Task statement =>
Track down every line below that holds "styles" and copy it.

Information supplied =>
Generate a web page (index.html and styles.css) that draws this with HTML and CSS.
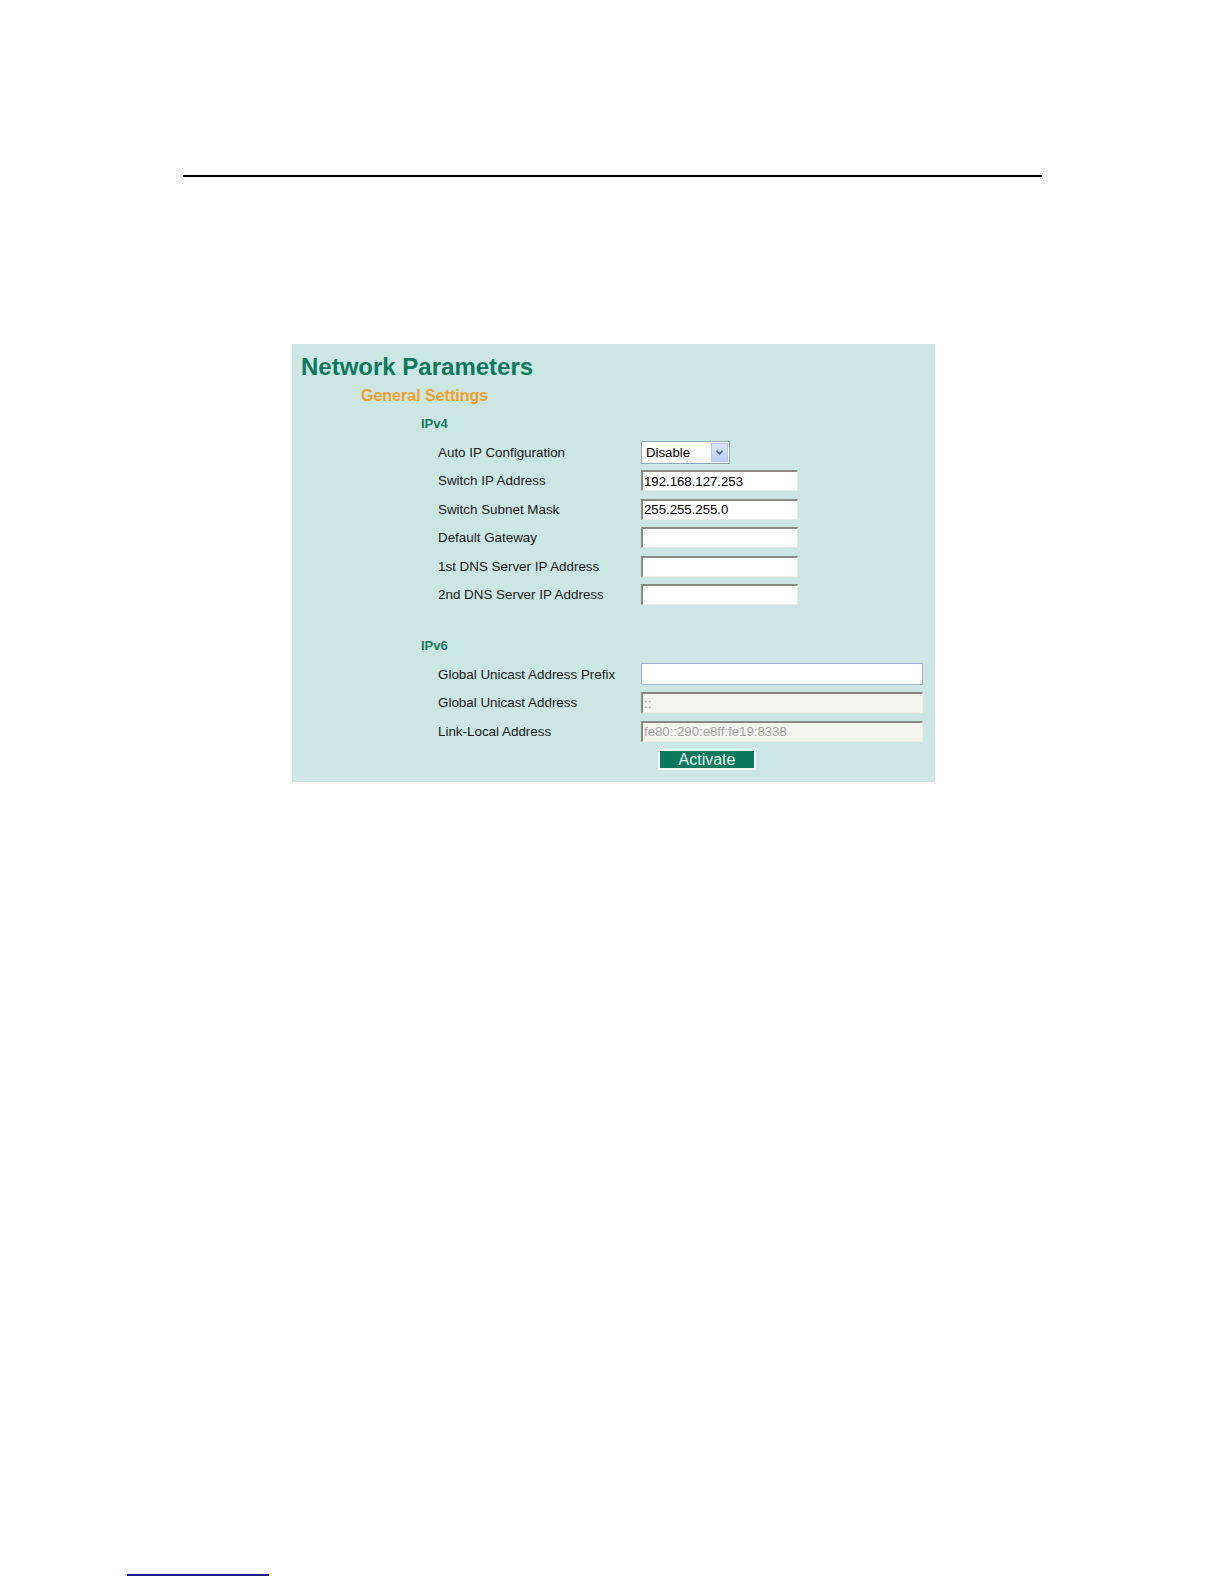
FILE: index.html
```html
<!DOCTYPE html>
<html>
<head>
<meta charset="utf-8">
<link rel="stylesheet" href="styles.css">
</head>
<body>
<div class="top-rule"></div>
<div class="panel">
  <h1 class="title">Network Parameters</h1>
  <h2 class="subtitle">General Settings</h2>
  <h3 class="group">IPv4</h3>
  <div class="rows">
    <div class="row">
      <span class="label">Auto IP Configuration</span>
      <div class="select">
        <span class="select-text">Disable</span>
        <span class="select-btn">
          <svg width="9" height="7" viewBox="0 0 9 7"><path d="M1.5 1.8 L4.5 4.8 L7.5 1.8" fill="none" stroke="#4d6185" stroke-width="1.7"/></svg>
        </span>
      </div>
    </div>
    <div class="row"><span class="label">Switch IP Address</span><input class="field" type="text" value="192.168.127.253"></div>
    <div class="row"><span class="label">Switch Subnet Mask</span><input class="field" type="text" value="255.255.255.0"></div>
    <div class="row"><span class="label">Default Gateway</span><input class="field" type="text" value=""></div>
    <div class="row"><span class="label">1st DNS Server IP Address</span><input class="field" type="text" value=""></div>
    <div class="row"><span class="label">2nd DNS Server IP Address</span><input class="field" type="text" value=""></div>
  </div>
  <h3 class="group group-v6">IPv6</h3>
  <div class="rows">
    <div class="row"><span class="label">Global Unicast Address Prefix</span><input class="field wide focus" type="text" value=""></div>
    <div class="row"><span class="label">Global Unicast Address</span><input class="field wide disabled" type="text" value="::" disabled></div>
    <div class="row"><span class="label">Link-Local Address</span><input class="field wide disabled" type="text" value="fe80::290:e8ff:fe19:8338" disabled></div>
  </div>
  <div class="actions"><button class="activate" type="button">Activate</button></div>
</div>
<div class="bottom-rule"></div>
</body>
</html>
```

FILE: styles.css
```css
html, body {
  margin: 0;
  padding: 0;
  background: #ffffff;
}
body {
  width: 1224px;
  min-height: 1584px;
  font-family: "Liberation Sans", Arial, sans-serif;
  padding-top: 175px;
  box-sizing: border-box;
}
.top-rule {
  margin-left: 183px;
  width: 859px;
  border-top: 2px solid #000000;
}
.panel {
  margin-top: 167px;
  margin-left: 292px;
  width: 643px;
  height: 438px;
  box-sizing: border-box;
  background: #cce6e4;
  padding-top: 9px;
  padding-left: 9px;
}
.title {
  margin: 0;
  font-size: 24px;
  line-height: 28px;
  font-weight: bold;
  color: #0a7a5c;
}
.subtitle {
  margin: 5px 0 0 60px;
  font-size: 16px;
  line-height: 20px;
  font-weight: bold;
  color: #f5a02c;
}
.group {
  margin: 10px 0 0 120px;
  font-size: 13px;
  line-height: 16px;
  font-weight: bold;
  color: #137c5e;
}
.group-v6 {
  margin-top: 29px;
}
.rows {
  margin-top: 6px;
  margin-left: 137px;
  display: flex;
  flex-direction: column;
}
.row {
  height: 28.5px;
  display: flex;
  align-items: center;
}
.label {
  width: 203px;
  flex: none;
  font-size: 13.4px;
  line-height: 15px;
  color: #1a1a1a;
  white-space: nowrap;
}
.select {
  width: 89px;
  height: 23px;
  box-sizing: border-box;
  border: 1px solid #8fa6c2;
  background: #ffffff;
  display: flex;
  align-items: center;
  justify-content: space-between;
}
.select-text {
  font-size: 13.2px;
  color: #000000;
  padding-left: 4px;
}
.select-btn {
  width: 17px;
  height: 19px;
  margin-right: 1px;
  background: linear-gradient(#d9e4fc, #bccff8);
  border: 1px solid #b4c7ef;
  box-sizing: border-box;
  display: flex;
  align-items: center;
  justify-content: center;
}
.field {
  -webkit-appearance: none;
  appearance: none;
  width: 157px;
  height: 21px;
  box-sizing: border-box;
  margin: 0;
  padding: 0 0 0 1px;
  background: #ffffff;
  border-top: 2px solid #8a8984;
  border-left: 2px solid #8a8984;
  border-right: 1px solid #ecebe6;
  border-bottom: 1px solid #ecebe6;
  border-radius: 0;
  font-family: "Liberation Sans", Arial, sans-serif;
  font-size: 13.2px;
  color: #000000;
  outline: none;
}
.wide {
  width: 282px;
}
.focus {
  height: 22px;
  border: 1px solid #9fb4cc;
}
.disabled {
  background: #f4f4f1;
  color: #a3a3a0;
}
.actions {
  margin-top: 3px;
  margin-left: 357px;
}
.activate {
  width: 98px;
  height: 21px;
  box-sizing: border-box;
  margin: 0;
  padding: 0;
  background: #0b7a5b;
  border: 2px solid #f2f8f6;
  border-radius: 0;
  font-family: "Liberation Sans", Arial, sans-serif;
  font-size: 16px;
  line-height: 17px;
  color: #eef7f3;
}
.bottom-rule {
  margin-top: 792px;
  margin-left: 127px;
  width: 142px;
  border-top: 2px solid #1c1c8a;
}
```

Response =>
Generate a web page (index.html and styles.css) that draws this with HTML and CSS.
<link rel="stylesheet" href="styles.css">
FILE: styles.css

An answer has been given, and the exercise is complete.